I need to work on wrapping my head around sci-fi concepts of interplanetary living and space travel. But Scalzi's writing is so fantastic I didn't even care if some of the "light travel" concepts confused me. The Collapsing Empire is the first book in a new series (yay! now I get to wait for book 2!). Reading sci-fi is like working out, I think, the more I do it, the better I'll be at it. That's my theory anyways.

The Flow is an extradimensional field that people use to travel from planet to planet. You can't travel faster than light (physics!) so The Flow is necessary to trade at distant planets. The Earth is gone and new planets are inhabited by humans. It's good to know that ruling class still stands and humans are still out to make the most money and rule over the poorer people. Hub is the beginning and end of many of the Flow streams, hence...Hub, and the ruling house of Wu is the richest house while also being the Emperox of the entire planetary system. Several other houses, Lagos and Nohamapetan, want Wu's spot and they are willing to do whatever they need to in order to get it.

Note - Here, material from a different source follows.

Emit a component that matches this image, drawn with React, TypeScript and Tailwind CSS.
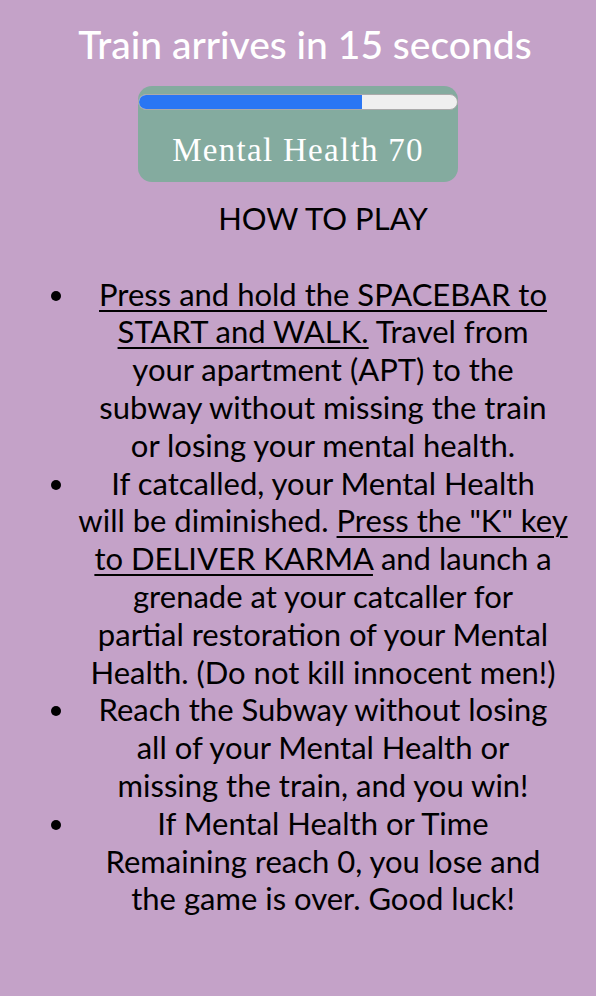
import React from 'react';

// line breaks follow the original game's layout
const rules = [
  {
    key: 'walk',
    content: (
      <>
        <u>
          Press and hold the SPACEBAR to
          <br />
          START and WALK.
        </u>{' '}
        Travel from
        <br />
        your apartment (APT) to the
        <br />
        subway without missing the train
        <br />
        or losing your mental health.
      </>
    ),
  },
  {
    key: 'karma',
    content: (
      <>
        If catcalled, your Mental Health
        <br />
        will be diminished.{' '}
        <u>
          Press the "K" key
          <br />
          to DELIVER KARMA
        </u>{' '}
        and launch a
        <br />
        grenade at your catcaller for
        <br />
        partial restoration of your Mental
        <br />
        Health. (Do not kill innocent men!)
      </>
    ),
  },
  {
    key: 'win',
    content: (
      <>
        Reach the Subway without losing
        <br />
        all of your Mental Health or
        <br />
        missing the train, and you win!
      </>
    ),
  },
  {
    key: 'lose',
    content: (
      <>
        If Mental Health or Time
        <br />
        Remaining reach 0, you lose and
        <br />
        the game is over. Good luck!
      </>
    ),
  },
];

const App = () => {
  const health = 70;

  return (
    <div className="min-h-[996px] w-full bg-[#c4a2c8] font-['Lato',sans-serif] text-black">
      {/* Timer */}
      <h1 className="pt-[19px] pl-[14px] text-center text-[39px] leading-[50px] font-medium text-white">
        Train arrives in 15 seconds
      </h1>

      {/* Mental health meter */}
      <div className="mx-auto mt-[17px] h-[96px] w-[320px] rounded-[14px] bg-[#84ab9f]">
        <div className="relative top-[8px] h-[16px] w-full overflow-hidden rounded-full border border-[#aaa] bg-[#efefef]">
          <div className="h-full bg-[#2a76f4]" style={{ width: `${health}%` }} />
        </div>
        <p className="mt-[28px] text-center font-['Liberation_Serif',serif] text-[33px] leading-[40px] tracking-[1.3px] text-white">
          Mental Health {health}
        </p>
      </div>

      {/* Instructions */}
      <div className="ml-[78px] w-[490px] text-center text-[31px] leading-[37.8px]">
        <h2 className="mt-[18px] mb-[37.8px]">HOW TO PLAY</h2>
        <ul className="list-disc">
          {rules.map((r) => (
            <li key={r.key} className="whitespace-nowrap [&_u]:decoration-2 [&_u]:underline-offset-4">
              {r.content}
            </li>
          ))}
        </ul>
      </div>
    </div>
  );
};

export default App;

The Flow is disappearing. A Flow physicist who lives on End has been researching this for years, paid for by the previous Emperox. If the Flow to a planet disappears, that planet ceases to exist. The people of the planet are left on their own to die out over several years. Depressing, yes? The House of Nohamapetan gets similar information, except they are told the Flow streams are shifting and everything will move away from Hub and shift to End. Underhanded people that they are, they have a plan to rule End so when the shift happens, they will be the top dog.

Nothing goes to plan and it's entertaining to watch. I do adore that Lady Kiva from House Lagos swears like a sailor with Tourette's Syndrome. She's seriously my kind of girl.  I'm very ready for the next book to see where we go and I'm going to have to check out more of Scalzi's work. I'm in love!